◆ WHAT YOU WILL DO: Write out, word for word, every line from the first one through the line that holds "descricao: 'CLIENTES', estrutura: '1201'", and nothing else; skip the pictures.

◆ LISTED ENTRIES:
******

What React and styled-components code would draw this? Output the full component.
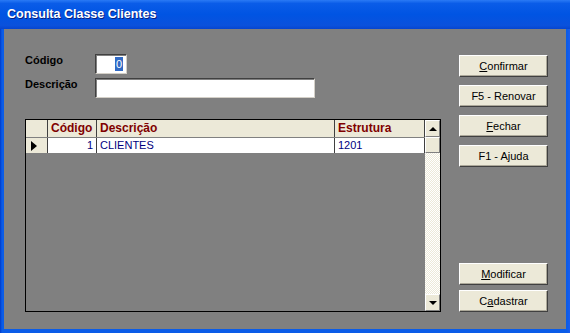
import React from 'react';
import styled, { createGlobalStyle } from 'styled-components';

const GlobalStyle = createGlobalStyle`
    html, body {
        margin: 0;
        padding: 0;
        background: #808080;
    }
    body {
        font-family: "Liberation Sans", Arial, sans-serif;
    }
`;

const rows = [{ codigo: 1, descricao: 'CLIENTES', estrutura: '1201' }];

const App = () => (
    <>
        <GlobalStyle />
        <Window>
            <TitleBar>Consulta Classe Clientes</TitleBar>
            <Frame>
                <Body>
                    <LeftCol>
                        <FormRow>
                            <Label>Código</Label>
                            <Input width={32} align="right">
                                <Selected>0</Selected>
                            </Input>
                        </FormRow>
                        <FormRow>
                            <Label>Descrição</Label>
                            <Input width={220} />
                        </FormRow>
                        <Grid>
                            <GridMain>
                                <HeadRow>
                                    <Indicator />
                                    <HeadCell width={49}>Código</HeadCell>
                                    <HeadCell width={238}>Descrição</HeadCell>
                                    <HeadCell width={90}>Estrutura</HeadCell>
                                </HeadRow>
                                {rows.map((r) => (
                                    <DataRow key={r.codigo}>
                                        <Indicator>
                                            <Arrow />
                                        </Indicator>
                                        <Cell width={49} align="right">{r.codigo}</Cell>
                                        <Cell width={238}>{r.descricao}</Cell>
                                        <Cell width={90}>{r.estrutura}</Cell>
                                    </DataRow>
                                ))}
                            </GridMain>
                            <ScrollBar>
                                <ScrollBtn>
                                    <Tri up />
                                </ScrollBtn>
                                <Thumb />
                                <Track />
                                <ScrollBtn>
                                    <Tri />
                                </ScrollBtn>
                            </ScrollBar>
                        </Grid>
                    </LeftCol>
                    <RightCol>
                        <ButtonGroup gap={8}>
                            <Button><u>C</u>onfirmar</Button>
                            <Button>F5 - Renovar</Button>
                            <Button><u>F</u>echar</Button>
                            <Button>F1 - Ajuda</Button>
                        </ButtonGroup>
                        <ButtonGroup gap={5} bottom>
                            <Button><u>M</u>odificar</Button>
                            <Button>C<u>a</u>dastrar</Button>
                        </ButtonGroup>
                    </RightCol>
                </Body>
            </Frame>
        </Window>
    </>
);

/*
    Window
*/
const Window = styled.div`
    width: 570px;
    height: 333px;
    display: flex;
    flex-direction: column;
    background: #0a4fe0;
`;

const TitleBar = styled.div`
    height: 29px;
    flex-shrink: 0;
    display: flex;
    align-items: center;
    padding: 0 0 1px 7px;
    box-sizing: border-box;
    background: linear-gradient(#2a7af5 0%, #0a5ce8 12%, #0054e3 50%, #0a51dc 88%, #0645cf 100%);
    color: #fff;
    font-weight: bold;
    font-size: 12.5px;
    text-shadow: 1px 1px 0 #0a1f80;
`;

const Frame = styled.div`
    flex: 1;
    display: flex;
    padding: 0 4px 4px 4px;
    background: linear-gradient(90deg, #0038c8, #0a5ce8 2px, #0a5ce8 calc(100% - 3px), #1a5cf0);
`;

const Body = styled.div`
    flex: 1;
    display: flex;
    background: #808080;
    padding: 25px 0 17px 21px;
`;

const LeftCol = styled.div`
    width: 416px;
    display: flex;
    flex-direction: column;
`;

const FormRow = styled.div`
    display: flex;
    align-items: center;
    height: 20px;
    margin-bottom: 4px;
`;

const Label = styled.div`
    width: 70px;
    font-size: 11px;
    font-weight: bold;
    color: #000;
    position: relative;
    top: -4px;
`;

const Input = styled.div`
    width: ${(p) => p.width}px;
    height: 20px;
    box-sizing: border-box;
    background: #fff;
    border-top: 1px solid #404040;
    border-left: 1px solid #404040;
    border-right: 1px solid #d4d0c8;
    border-bottom: 1px solid #d4d0c8;
    box-shadow: inset 1px 1px 0 #808080;
    display: flex;
    align-items: center;
    justify-content: ${(p) => (p.align === 'right' ? 'flex-end' : 'flex-start')};
    padding: 0 3px;
    font-size: 11px;
`;

const Selected = styled.span`
    background: #316ac5;
    color: #fff;
    padding: 0 1px;
    line-height: 14px;
`;

/*
    Grid
*/
const Grid = styled.div`
    margin-top: 17px;
    flex: 1;
    display: flex;
    border: 1px solid #000;
    background: #808080;
`;

const GridMain = styled.div`
    flex: 1;
    display: flex;
    flex-direction: column;
`;

const HeadRow = styled.div`
    display: flex;
    height: 17px;
    background: #ece9d8;
    border-bottom: 1px solid #808080;
`;

const DataRow = styled.div`
    display: flex;
    height: 15px;
    background: #fff;
    border-bottom: 1px solid #808080;
`;

const Indicator = styled.div`
    width: 21px;
    background: #ece9d8;
    border-right: 1px solid #404040;
    display: flex;
    align-items: center;
    justify-content: center;
    box-sizing: content-box;
`;

const Arrow = styled.div`
    width: 0;
    height: 0;
    border-top: 5px solid transparent;
    border-bottom: 5px solid transparent;
    border-left: 6px solid #000;
    margin-left: -6px;
`;

const HeadCell = styled.div`
    width: ${(p) => p.width}px;
    border-right: 1px solid #404040;
    color: #800000;
    font-weight: bold;
    font-size: 12px;
    line-height: 17px;
    padding: 0 3px;
    box-sizing: border-box;
    white-space: nowrap;
`;

const Cell = styled.div`
    width: ${(p) => p.width}px;
    border-right: 1px solid #404040;
    color: #000080;
    font-size: 11px;
    line-height: 15px;
    padding: 0 3px;
    box-sizing: border-box;
    text-align: ${(p) => p.align || 'left'};
    white-space: nowrap;
`;

const ScrollBar = styled.div`
    width: 15px;
    display: flex;
    flex-direction: column;
    background: repeating-conic-gradient(#fff 0 25%, #ece9d8 0 50%) 0 0 / 2px 2px;
`;

const ScrollBtn = styled.div`
    height: 17px;
    background: #ece9d8;
    box-sizing: border-box;
    border-top: 1px solid #fff;
    border-left: 1px solid #fff;
    border-right: 1px solid #808080;
    border-bottom: 1px solid #808080;
    display: flex;
    align-items: center;
    justify-content: center;
`;

const Thumb = styled(ScrollBtn)`
    height: 16px;
`;

const Track = styled.div`
    flex: 1;
`;

const Tri = styled.div`
    width: 0;
    height: 0;
    border-left: 4px solid transparent;
    border-right: 4px solid transparent;
    ${(p) => (p.up ? 'border-bottom: 4px solid #000;' : 'border-top: 4px solid #000;')}
`;

/*
    Buttons
*/
const RightCol = styled.div`
    margin-left: 18px;
    width: 89px;
    display: flex;
    flex-direction: column;
    padding-top: 1px;
`;

const ButtonGroup = styled.div`
    display: flex;
    flex-direction: column;
    gap: ${(p) => p.gap}px;
    margin-top: ${(p) => (p.bottom ? 'auto' : '0')};
`;

const Button = styled.div`
    height: 22px;
    box-sizing: border-box;
    background: #ece9d8;
    border-top: 1px solid #fff;
    border-left: 1px solid #fff;
    border-right: 1px solid #404040;
    border-bottom: 1px solid #404040;
    box-shadow: inset -1px -1px 0 #aca899;
    display: flex;
    align-items: center;
    justify-content: center;
    font-size: 11px;
    color: #000;

    u {
        text-decoration: underline;
    }
`;

export default App;
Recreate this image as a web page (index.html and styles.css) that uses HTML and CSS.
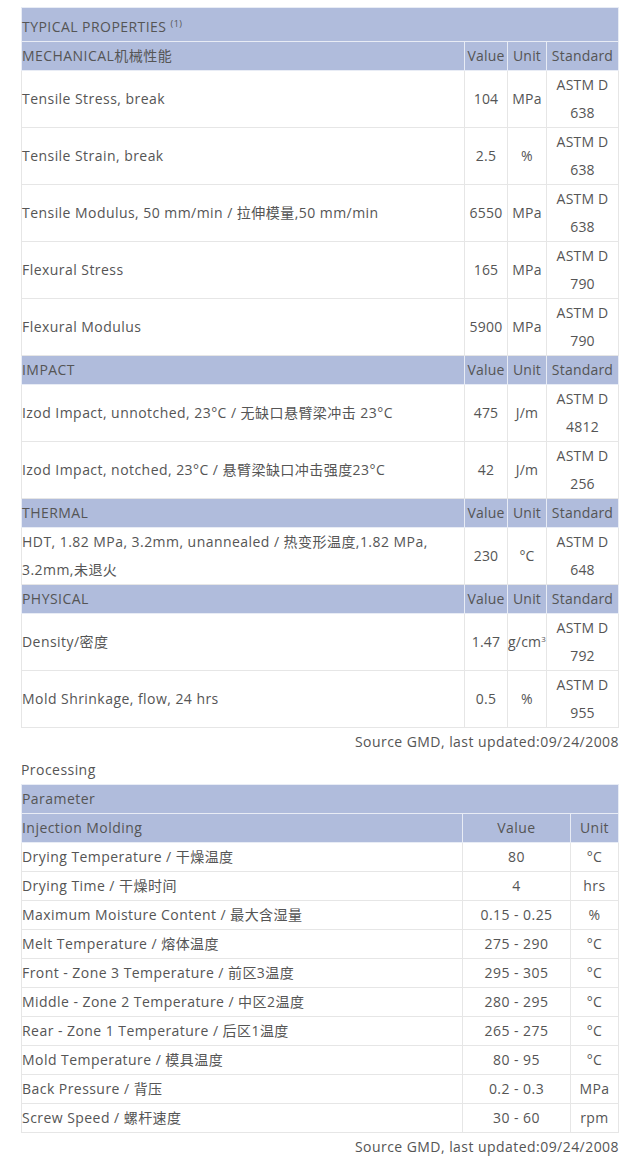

******

◆ ANSWER TO THIS TASK:
What React and styled-components code would draw this? Output the full component.
import React from 'react';
import styled, { createGlobalStyle } from 'styled-components';

const GlobalStyle = createGlobalStyle`
    html, body {
        margin: 0;
        padding: 0;
        background: #808080;
    }
    body {
        font-family: "Liberation Sans", Arial, sans-serif;
    }
`;

const rows = [{ codigo: 1, descricao: 'CLIENTES', estrutura: '1201' }];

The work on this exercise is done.